### Data block

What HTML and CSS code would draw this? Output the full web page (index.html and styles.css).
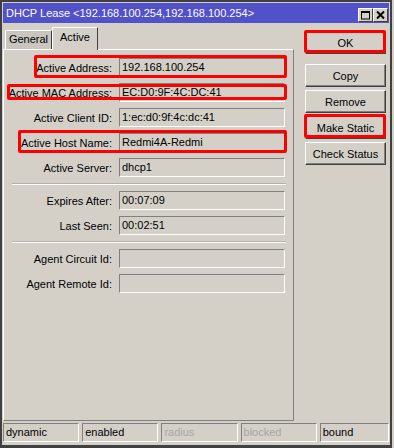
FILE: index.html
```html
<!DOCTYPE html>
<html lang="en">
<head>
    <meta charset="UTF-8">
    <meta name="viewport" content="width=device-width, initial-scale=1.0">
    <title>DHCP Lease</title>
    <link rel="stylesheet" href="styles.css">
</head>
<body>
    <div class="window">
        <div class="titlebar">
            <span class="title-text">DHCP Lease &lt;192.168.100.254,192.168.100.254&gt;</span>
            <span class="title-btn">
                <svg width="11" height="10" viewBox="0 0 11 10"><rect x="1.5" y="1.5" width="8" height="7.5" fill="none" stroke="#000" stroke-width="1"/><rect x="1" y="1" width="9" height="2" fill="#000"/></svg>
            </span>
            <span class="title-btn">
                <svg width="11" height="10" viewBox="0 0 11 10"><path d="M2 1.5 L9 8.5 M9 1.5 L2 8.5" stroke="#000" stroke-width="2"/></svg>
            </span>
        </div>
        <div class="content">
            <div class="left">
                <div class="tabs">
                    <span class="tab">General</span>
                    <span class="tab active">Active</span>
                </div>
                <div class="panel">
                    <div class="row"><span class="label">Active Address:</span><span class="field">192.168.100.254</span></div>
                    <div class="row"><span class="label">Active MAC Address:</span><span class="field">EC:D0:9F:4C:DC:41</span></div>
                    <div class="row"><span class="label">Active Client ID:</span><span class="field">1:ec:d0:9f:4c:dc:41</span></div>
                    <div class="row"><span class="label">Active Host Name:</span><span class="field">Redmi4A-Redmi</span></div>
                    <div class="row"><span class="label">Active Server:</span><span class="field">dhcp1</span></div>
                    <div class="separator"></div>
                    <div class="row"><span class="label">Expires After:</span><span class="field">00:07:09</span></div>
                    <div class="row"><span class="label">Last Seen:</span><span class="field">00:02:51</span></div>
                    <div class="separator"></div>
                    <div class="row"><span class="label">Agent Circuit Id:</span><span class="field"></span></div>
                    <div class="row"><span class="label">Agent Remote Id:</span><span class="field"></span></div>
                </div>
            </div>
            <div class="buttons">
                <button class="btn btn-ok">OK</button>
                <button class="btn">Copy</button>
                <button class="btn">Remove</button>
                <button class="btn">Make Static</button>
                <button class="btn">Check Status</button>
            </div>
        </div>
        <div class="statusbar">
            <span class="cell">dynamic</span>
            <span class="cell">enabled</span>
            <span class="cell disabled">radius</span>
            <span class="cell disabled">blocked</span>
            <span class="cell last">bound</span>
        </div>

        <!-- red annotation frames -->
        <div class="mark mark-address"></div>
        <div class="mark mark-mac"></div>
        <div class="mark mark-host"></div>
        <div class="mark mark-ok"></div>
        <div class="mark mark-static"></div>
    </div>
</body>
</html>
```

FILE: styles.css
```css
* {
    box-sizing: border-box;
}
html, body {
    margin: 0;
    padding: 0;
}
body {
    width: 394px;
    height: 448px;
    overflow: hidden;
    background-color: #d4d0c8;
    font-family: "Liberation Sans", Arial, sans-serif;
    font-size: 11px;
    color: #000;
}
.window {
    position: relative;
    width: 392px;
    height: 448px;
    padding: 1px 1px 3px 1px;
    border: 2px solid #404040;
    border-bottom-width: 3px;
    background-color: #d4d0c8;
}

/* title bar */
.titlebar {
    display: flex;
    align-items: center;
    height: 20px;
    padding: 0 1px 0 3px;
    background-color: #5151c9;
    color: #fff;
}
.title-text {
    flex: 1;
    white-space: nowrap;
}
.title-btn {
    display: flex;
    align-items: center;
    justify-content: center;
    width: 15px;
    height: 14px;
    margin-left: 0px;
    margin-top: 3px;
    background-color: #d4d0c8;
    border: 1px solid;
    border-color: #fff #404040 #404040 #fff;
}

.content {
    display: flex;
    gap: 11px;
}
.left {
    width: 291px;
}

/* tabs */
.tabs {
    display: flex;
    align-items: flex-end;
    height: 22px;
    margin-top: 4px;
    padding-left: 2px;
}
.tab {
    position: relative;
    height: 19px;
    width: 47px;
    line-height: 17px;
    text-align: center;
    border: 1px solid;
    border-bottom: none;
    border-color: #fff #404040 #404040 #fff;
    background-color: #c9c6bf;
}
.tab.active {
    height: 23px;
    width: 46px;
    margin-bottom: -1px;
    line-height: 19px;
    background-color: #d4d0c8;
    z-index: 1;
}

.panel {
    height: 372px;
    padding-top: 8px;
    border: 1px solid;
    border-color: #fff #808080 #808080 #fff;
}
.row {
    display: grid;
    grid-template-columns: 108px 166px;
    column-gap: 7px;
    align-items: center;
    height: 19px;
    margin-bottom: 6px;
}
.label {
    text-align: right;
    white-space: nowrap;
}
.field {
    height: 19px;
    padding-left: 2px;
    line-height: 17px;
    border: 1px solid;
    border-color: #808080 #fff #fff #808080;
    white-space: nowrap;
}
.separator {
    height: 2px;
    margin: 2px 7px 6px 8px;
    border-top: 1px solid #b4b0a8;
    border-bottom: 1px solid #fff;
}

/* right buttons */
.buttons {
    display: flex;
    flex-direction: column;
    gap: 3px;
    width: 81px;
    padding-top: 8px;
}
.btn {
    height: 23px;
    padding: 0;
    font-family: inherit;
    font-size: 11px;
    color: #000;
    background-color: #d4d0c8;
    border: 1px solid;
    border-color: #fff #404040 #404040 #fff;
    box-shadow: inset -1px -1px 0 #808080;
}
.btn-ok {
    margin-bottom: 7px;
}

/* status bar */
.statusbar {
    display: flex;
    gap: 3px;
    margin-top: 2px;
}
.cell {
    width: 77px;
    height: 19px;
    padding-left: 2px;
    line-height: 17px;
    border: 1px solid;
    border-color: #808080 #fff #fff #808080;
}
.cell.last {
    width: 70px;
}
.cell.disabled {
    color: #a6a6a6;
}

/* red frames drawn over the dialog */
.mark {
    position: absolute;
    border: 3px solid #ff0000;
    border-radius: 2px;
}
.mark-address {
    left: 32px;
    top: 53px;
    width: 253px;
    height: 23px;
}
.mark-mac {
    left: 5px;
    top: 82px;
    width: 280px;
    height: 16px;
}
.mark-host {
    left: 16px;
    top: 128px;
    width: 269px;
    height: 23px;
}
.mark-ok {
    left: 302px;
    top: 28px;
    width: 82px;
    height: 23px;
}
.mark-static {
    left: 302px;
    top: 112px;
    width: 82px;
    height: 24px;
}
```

### Exercise brief
Skip the pictures, then retype every line above exactly.

### Written solution
What HTML and CSS code would draw this? Output the full web page (index.html and styles.css).
FILE: index.html
```html
<!DOCTYPE html>
<html lang="en">
<head>
    <meta charset="UTF-8">
    <meta name="viewport" content="width=device-width, initial-scale=1.0">
    <title>DHCP Lease</title>
    <link rel="stylesheet" href="styles.css">
</head>
<body>
    <div class="window">
        <div class="titlebar">
            <span class="title-text">DHCP Lease &lt;192.168.100.254,192.168.100.254&gt;</span>
            <span class="title-btn">
                <svg width="11" height="10" viewBox="0 0 11 10"><rect x="1.5" y="1.5" width="8" height="7.5" fill="none" stroke="#000" stroke-width="1"/><rect x="1" y="1" width="9" height="2" fill="#000"/></svg>
            </span>
            <span class="title-btn">
                <svg width="11" height="10" viewBox="0 0 11 10"><path d="M2 1.5 L9 8.5 M9 1.5 L2 8.5" stroke="#000" stroke-width="2"/></svg>
            </span>
        </div>
        <div class="content">
            <div class="left">
                <div class="tabs">
                    <span class="tab">General</span>
                    <span class="tab active">Active</span>
                </div>
                <div class="panel">
                    <div class="row"><span class="label">Active Address:</span><span class="field">192.168.100.254</span></div>
                    <div class="row"><span class="label">Active MAC Address:</span><span class="field">EC:D0:9F:4C:DC:41</span></div>
                    <div class="row"><span class="label">Active Client ID:</span><span class="field">1:ec:d0:9f:4c:dc:41</span></div>
                    <div class="row"><span class="label">Active Host Name:</span><span class="field">Redmi4A-Redmi</span></div>
                    <div class="row"><span class="label">Active Server:</span><span class="field">dhcp1</span></div>
                    <div class="separator"></div>
                    <div class="row"><span class="label">Expires After:</span><span class="field">00:07:09</span></div>
                    <div class="row"><span class="label">Last Seen:</span><span class="field">00:02:51</span></div>
                    <div class="separator"></div>
                    <div class="row"><span class="label">Agent Circuit Id:</span><span class="field"></span></div>
                    <div class="row"><span class="label">Agent Remote Id:</span><span class="field"></span></div>
                </div>
            </div>
            <div class="buttons">
                <button class="btn btn-ok">OK</button>
                <button class="btn">Copy</button>
                <button class="btn">Remove</button>
                <button class="btn">Make Static</button>
                <button class="btn">Check Status</button>
            </div>
        </div>
        <div class="statusbar">
            <span class="cell">dynamic</span>
            <span class="cell">enabled</span>
            <span class="cell disabled">radius</span>
            <span class="cell disabled">blocked</span>
            <span class="cell last">bound</span>
        </div>

        <!-- red annotation frames -->
        <div class="mark mark-address"></div>
        <div class="mark mark-mac"></div>
        <div class="mark mark-host"></div>
        <div class="mark mark-ok"></div>
        <div class="mark mark-static"></div>
    </div>
</body>
</html>
```

FILE: styles.css
```css
* {
    box-sizing: border-box;
}
html, body {
    margin: 0;
    padding: 0;
}
body {
    width: 394px;
    height: 448px;
    overflow: hidden;
    background-color: #d4d0c8;
    font-family: "Liberation Sans", Arial, sans-serif;
    font-size: 11px;
    color: #000;
}
.window {
    position: relative;
    width: 392px;
    height: 448px;
    padding: 1px 1px 3px 1px;
    border: 2px solid #404040;
    border-bottom-width: 3px;
    background-color: #d4d0c8;
}

/* title bar */
.titlebar {
    display: flex;
    align-items: center;
    height: 20px;
    padding: 0 1px 0 3px;
    background-color: #5151c9;
    color: #fff;
}
.title-text {
    flex: 1;
    white-space: nowrap;
}
.title-btn {
    display: flex;
    align-items: center;
    justify-content: center;
    width: 15px;
    height: 14px;
    margin-left: 0px;
    margin-top: 3px;
    background-color: #d4d0c8;
    border: 1px solid;
    border-color: #fff #404040 #404040 #fff;
}

.content {
    display: flex;
    gap: 11px;
}
.left {
    width: 291px;
}

/* tabs */
.tabs {
    display: flex;
    align-items: flex-end;
    height: 22px;
    margin-top: 4px;
    padding-left: 2px;
}
.tab {
    position: relative;
    height: 19px;
    width: 47px;
    line-height: 17px;
    text-align: center;
    border: 1px solid;
    border-bottom: none;
    border-color: #fff #404040 #404040 #fff;
    background-color: #c9c6bf;
}
.tab.active {
    height: 23px;
    width: 46px;
    margin-bottom: -1px;
    line-height: 19px;
    background-color: #d4d0c8;
    z-index: 1;
}

.panel {
    height: 372px;
    padding-top: 8px;
    border: 1px solid;
    border-color: #fff #808080 #808080 #fff;
}
.row {
    display: grid;
    grid-template-columns: 108px 166px;
    column-gap: 7px;
    align-items: center;
    height: 19px;
    margin-bottom: 6px;
}
.label {
    text-align: right;
    white-space: nowrap;
}
.field {
    height: 19px;
    padding-left: 2px;
    line-height: 17px;
    border: 1px solid;
    border-color: #808080 #fff #fff #808080;
    white-space: nowrap;
}
.separator {
    height: 2px;
    margin: 2px 7px 6px 8px;
    border-top: 1px solid #b4b0a8;
    border-bottom: 1px solid #fff;
}

/* right buttons */
.buttons {
    display: flex;
    flex-direction: column;
    gap: 3px;
    width: 81px;
    padding-top: 8px;
}
.btn {
    height: 23px;
    padding: 0;
    font-family: inherit;
    font-size: 11px;
    color: #000;
    background-color: #d4d0c8;
    border: 1px solid;
    border-color: #fff #404040 #404040 #fff;
    box-shadow: inset -1px -1px 0 #808080;
}
.btn-ok {
    margin-bottom: 7px;
}

/* status bar */
.statusbar {
    display: flex;
    gap: 3px;
    margin-top: 2px;
}
.cell {
    width: 77px;
    height: 19px;
    padding-left: 2px;
    line-height: 17px;
    border: 1px solid;
    border-color: #808080 #fff #fff #808080;
}
.cell.last {
    width: 70px;
}
.cell.disabled {
    color: #a6a6a6;
}

/* red frames drawn over the dialog */
.mark {
    position: absolute;
    border: 3px solid #ff0000;
    border-radius: 2px;
}
.mark-address {
    left: 32px;
    top: 53px;
    width: 253px;
    height: 23px;
}
.mark-mac {
    left: 5px;
    top: 82px;
    width: 280px;
    height: 16px;
}
.mark-host {
    left: 16px;
    top: 128px;
    width: 269px;
    height: 23px;
}
.mark-ok {
    left: 302px;
    top: 28px;
    width: 82px;
    height: 23px;
}
.mark-static {
    left: 302px;
    top: 112px;
    width: 82px;
    height: 24px;
}
```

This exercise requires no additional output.